I was not surprised to hear on the radio someone claim that people are starting to return to traditional bricks and mortar shopping in preference to the web. I did however find their explanation overly simplistic.
For them the answer lies in a desire to return to the social element of shopping, and the tactile element of actually seeing and handling the goods. Whilst accepting that I believe that something has driven people to reassess the way they shop, and the major driver to that rethink is the experience they have of using the internet to shop. When was the last time you went into a store, loaded your shopping cart and then found that you could not find a way to pay and, worse still, could then find no one to help you? We have all had horror stories of frustration on the web—being a Mac user with Safari and Firefox but no Internet Explorer I have probably suffered more than my fair share.
We live in a highly competitive era, one in which if the customer experience fails to meet their expectation, which is routinely high and getting higher as their time becomes a precious commodity, they have no qualms about churning. With modern technology, people rarely leave quietly. Service failure is now routinely exposed to a global community through blogs and things like the Amazon customer feedback forums. Despite this most people develop and run their web sites with far less professionalism and care than would ever be seen in a high street store; the investment made in quality is usually very limited. As a consequence people's expectations fail to be met by a significant proportion of web sites.
Tealeaf, a very successful company already in the USA, and a spin-off from SAP, are able to address this issue. Tealeaf provides a solution that offers full visibility and insight into the customer experience on the net. We have all had to fill in those boxes that ask you what were you doing when your transaction failed and, if you are like me, you can really only remember what you did just before the system failed, the navigation to that point is not something you can really recall. As a consequence you tend to get fobbed off with a partial answer, and go to another site. But, with Tealeaf, all of the transactions are logged and when there is a service failure they can be resolved by going back and looking at the transaction exactly as seen by the customer. There is no more guessing—it is a forensic search of what actually happened, making it possible to resolve issues quickly and with accuracy.

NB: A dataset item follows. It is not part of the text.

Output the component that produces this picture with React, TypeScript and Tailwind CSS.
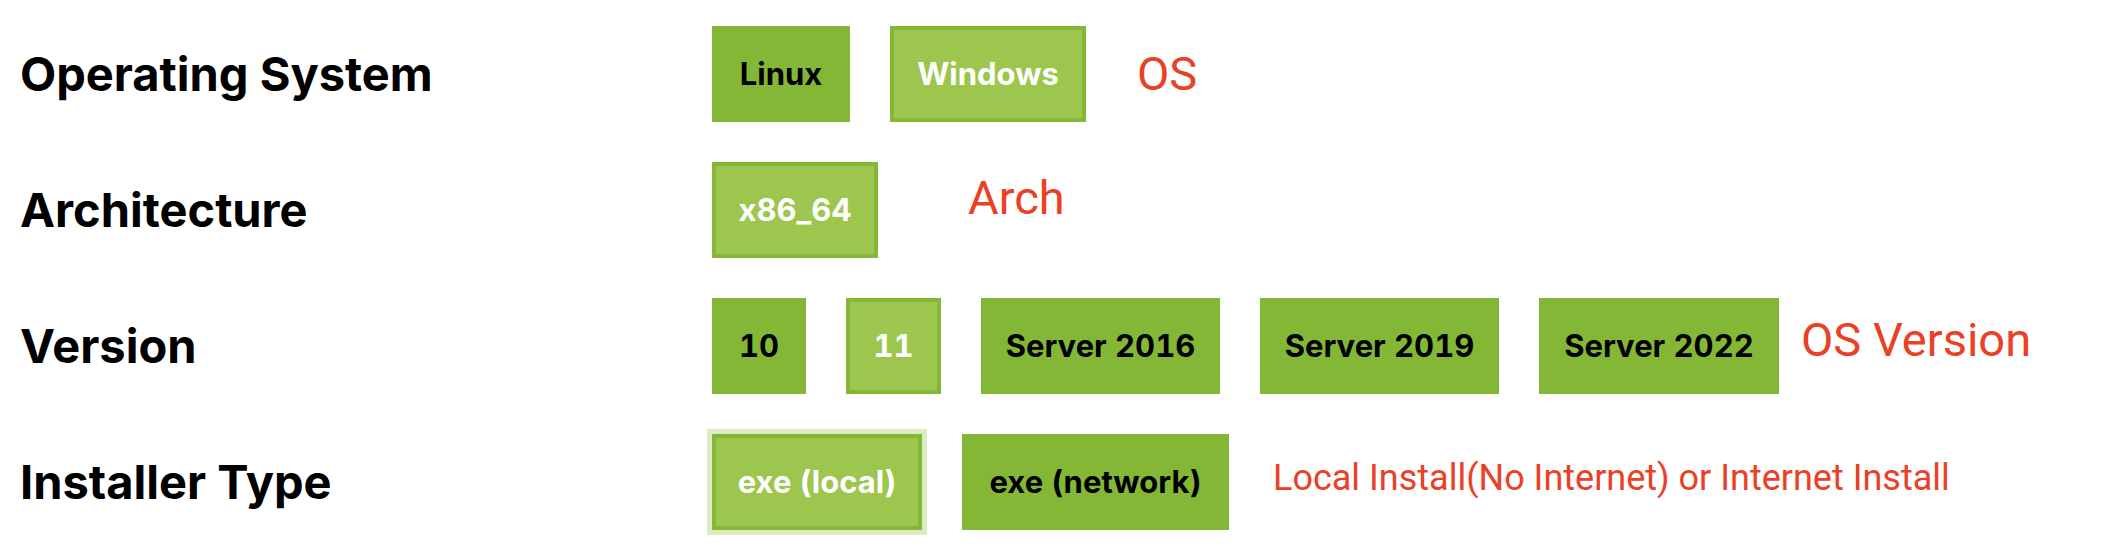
import { useState } from "react";
import clsx from "clsx";

type Option = { label: string; width: string };
type Row = {
  id: string;
  title: string;
  options: Option[];
  initial: string;
  note: string;
  noteClass: string;
};

const rows: Row[] = [
  {
    id: "os",
    title: "Operating System",
    options: [
      { label: "Linux", width: "min-w-[138px]" },
      { label: "Windows", width: "min-w-[196px]" },
    ],
    initial: "Windows",
    note: "OS",
    noteClass: "pl-[51px] text-[47px]",
  },
  {
    id: "arch",
    title: "Architecture",
    options: [{ label: "x86_64", width: "min-w-[166px]" }],
    initial: "x86_64",
    note: "Arch",
    noteClass: "pb-6 pl-[90px] text-[47px]",
  },
  {
    id: "version",
    title: "Version",
    options: [
      { label: "10", width: "min-w-[94px]" },
      { label: "11", width: "min-w-[95px]" },
      { label: "Server 2016", width: "min-w-[239px]" },
      { label: "Server 2019", width: "min-w-[239px]" },
      { label: "Server 2022", width: "min-w-[240px]" },
    ],
    initial: "11",
    note: "OS Version",
    noteClass: "pb-3 pl-[22px] text-[47px]",
  },
  {
    id: "installer",
    title: "Installer Type",
    options: [
      { label: "exe (local)", width: "min-w-[210px]" },
      { label: "exe (network)", width: "min-w-[267px]" },
    ],
    initial: "exe (local)",
    note: "Local Install(No Internet) or Internet Install",
    noteClass: "pb-2 pl-11 text-[36px]",
  },
];

function SelectorRow({ row, focused }: { row: Row; focused: boolean }) {
  const [selected, setSelected] = useState(row.initial);
  return (
    <section className="grid grid-cols-[1fr_2fr] items-center gap-x-[3px]">
      <h2 id={row.id} className="font-['Inter',sans-serif] text-[47px] leading-[56px] font-bold text-black">
        {row.title}
      </h2>
      <div className="flex items-center">
        <div role="group" aria-labelledby={row.id} className="flex shrink-0 gap-10">
          {row.options.map(({ label, width }) => {
            const on = label === selected;
            return (
              <button
                key={label}
                type="button"
                aria-pressed={on}
                onClick={() => setSelected(label)}
                className={clsx(
                  "h-24 border-4 border-[#84b735] px-5 text-center font-['Inter',sans-serif] text-[31px] leading-10 font-bold whitespace-nowrap tabular-nums",
                  width,
                  on ? "bg-[#9dc64e] text-white" : "bg-[#84b735] text-black",
                  on && focused && "ring-5 ring-[#dcebc0]",
                )}
              >
                {label}
              </button>
            );
          })}
        </div>
        <p className={clsx("font-['Roboto',sans-serif] leading-[56px] whitespace-nowrap text-[#ea4025]", row.noteClass)}>
          {row.note}
        </p>
      </div>
    </section>
  );
}

export default function App() {
  return (
    <main className="flex min-h-screen flex-col gap-10 bg-white px-5 pt-[26px] pb-5">
      {rows.map((row) => (
        <SelectorRow key={row.id} row={row} focused={row.id === "installer"} />
      ))}
    </main>
  );
}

So, whilst prior to Tealeaf, management of the Net was a fragmented affair, Tealeaf brings everything together into a single repository, with everything that is captured being indexed and then made available through structured search, with aggregation and drill down. With the Tealeaf CX repository at its core the full solution set then offers five purpose-built applications to automate the workflow of managing the customer experience on the web: CX Reveal for responding to customer calls, CX Verify for dispute resolution, CX View for usability, CX Connect for multi channel analysis, and CX Impact for resolution of issues. The five work together to enable the workflow to address all aspects of the customer experience.
Tealeaf have already made a big impact in the USA and are starting to make an impression in the UK. This product has unique capability and anyone who is trading significantly on the Internet cannot afford to ignore what is on offer here.